Blessed are the poor in spirit: for theirs is the kingdom of heaven.


The humble acknowledges that Yahweh is the Almighty God and has sovereignty. He believes that God is the source and maintainer of all life. His heart is fixed on Yahweh, and his mouth utters constant praise and exultation for Him (Job 38:1-42:17; Daniel 4:28-37; Revelation 4:11).

For the proud, most everything revolves around himself because he views life through the lens of self. His thoughts, and most often his conversation, primarily focus on self.


The humble is thankful knowing everything he has and hopes for are based upon God’s grace and mercy. He strongly believes he deserves nothing. The life he has now and the hope for the coming Kingdom are and will be available because Yahweh is merciful, gracious, longsuffering, and abundant in goodness and truth (Exodus 34:6; Ephesians 2:7-10). He thanks God and others often (Ephesians 4:19 and 20; Colossians 3:17; 1 Thessalonians 5:18).


The prideful one lacks genuine gratitude. He usually thinks he deserves what is good, that God and others owe it to him. Consequently, he sees no reason to be thankful for what he receives. In fact, he may even complain because he thinks he deserves better. He tends to be critical, complaining, and discontent. The proud person is not in the practice of being thankful toward God and others (2 Chronicles 32:25).


The humble is aware that he has no right to question or judge Almighty God; rather, he unpretentiously asks God for wisdom and forgiveness. He does not see himself as even remotely qualified to question Yahweh. If undesirable things occur, he questions himself and never blames Yahweh (Psalm 51; Romans 3).

The proud complains against and blames God for that which is wrong in his life. He freely and openly murmurs against God and shifts his own blame to Him. He thinks and often proclaims to others, "Look what God has done to me after all I have done for Him" (Numbers 14).


A humble one does not see himself as better than others. He does not forget the sinfulness of his own heart nor the grace and mercy bestowed upon him. When he approaches others who are having problems, he does so with a spirit of kindness and gentleness (Galatians 6:1-10). Regardless of who the other people are or what they have done wrong, he maintains a compassionate, Christ-like attitude (Philippians 2:4-8; Colossians 3:12-16).

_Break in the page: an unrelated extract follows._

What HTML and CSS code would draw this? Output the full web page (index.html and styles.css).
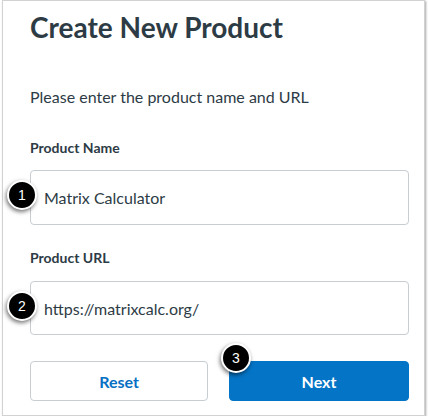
FILE: index.html
```html
<!DOCTYPE html>
<html>
<head>
<meta charset="utf-8">
<link rel="stylesheet" href="styles.css">
</head>
<body>
<div class="card">
  <h1 class="title">Create New Product</h1>
  <p class="intro">Please enter the product name and URL</p>
  <div class="label label-name">Product Name</div>
  <div class="field field-name">
    <div class="input">Matrix Calculator</div>
    <span class="badge badge-1">1</span>
  </div>
  <div class="label label-url">Product URL</div>
  <div class="field field-url">
    <div class="input input-url">https://matrixcalc.org/</div>
    <span class="badge badge-2">2</span>
  </div>
  <div class="actions">
    <button class="btn btn-reset">Reset</button>
    <div class="next-wrap">
      <button class="btn btn-next">Next</button>
      <span class="badge badge-3">3</span>
    </div>
  </div>
</div>
</body>
</html>
```
FILE: styles.css
```css
html, body {
  margin: 0;
  padding: 0;
  background: #ffffff;
}
body {
  font-family: Lato, "Liberation Sans", sans-serif;
  color: #2d3b45;
}
.card {
  margin-left: 2px;
  width: 423px;
  box-sizing: border-box;
  height: 416px;
  border: 1px solid #d2d2d2;
  box-shadow: 1px 1px 2px rgba(0, 0, 0, 0.35);
  padding: 9px 15px 0 27px;
  background: #fff;
}
.title {
  margin: 0;
  font-size: 28px;
  line-height: 34px;
  font-weight: 700;
  color: #2d3b45;
}
.intro {
  margin: 43px 0 0;
  font-size: 16px;
  line-height: 20px;
}
.label {
  font-size: 14px;
  line-height: 18px;
  font-weight: 700;
}
.label-name {
  margin-top: 32px;
}
.label-url {
  margin-top: 24px;
}
.field {
  position: relative;
}
.field-name {
  margin-top: 13px;
}
.field-url {
  margin-top: 14px;
}
.input {
  box-sizing: border-box;
  height: 55px;
  border: 1px solid #c7cdd1;
  border-radius: 4px;
  padding: 0 13px;
  display: flex;
  align-items: center;
  font-size: 16px;
  color: #2d3b45;
}
.input-url {
  height: 54px;
}
.badge {
  position: absolute;
  width: 26px;
  height: 26px;
  border: 2px solid #fff;
  border-radius: 50%;
  background: #000;
  color: #fff;
  font-family: "Liberation Sans", Arial, sans-serif;
  font-size: 14px;
  line-height: 26px;
  text-align: center;
  box-shadow: -1px 2px 4px rgba(0, 0, 0, 0.55);
}
.badge-1 {
  left: -23px;
  top: 10px;
}
.badge-2 {
  left: -23px;
  top: 10px;
}
.actions {
  margin-top: 26px;
  display: flex;
  gap: 21px;
}
.btn {
  box-sizing: border-box;
  width: 179px;
  height: 40px;
  border-radius: 4px;
  font-family: Lato, "Liberation Sans", sans-serif;
  font-size: 16px;
  font-weight: 700;
  cursor: pointer;
}
.btn-reset {
  background: #fff;
  border: 1px solid #c7cdd1;
  color: #0770c4;
}
.next-wrap {
  position: relative;
}
.btn-next {
  width: 180px;
  background: #0474c6;
  border: 1px solid #0474c6;
  color: #fff;
}
.badge-3 {
  left: -8px;
  top: -18px;
}
```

The proud compares himself to others and feels good that he is not so bad (2 Corinthians 10:12; Luke 18:9-14). When seeing a fault in others, he is quick to judge and "straighten out" the person and do so with a superior, belligerent attitude. He often tries to force the issue by controlling the person. He is determined to fix what is wrong and to discard those who do not change as he thinks they should. In contrast, the humble knows God is in control and that He honors free will.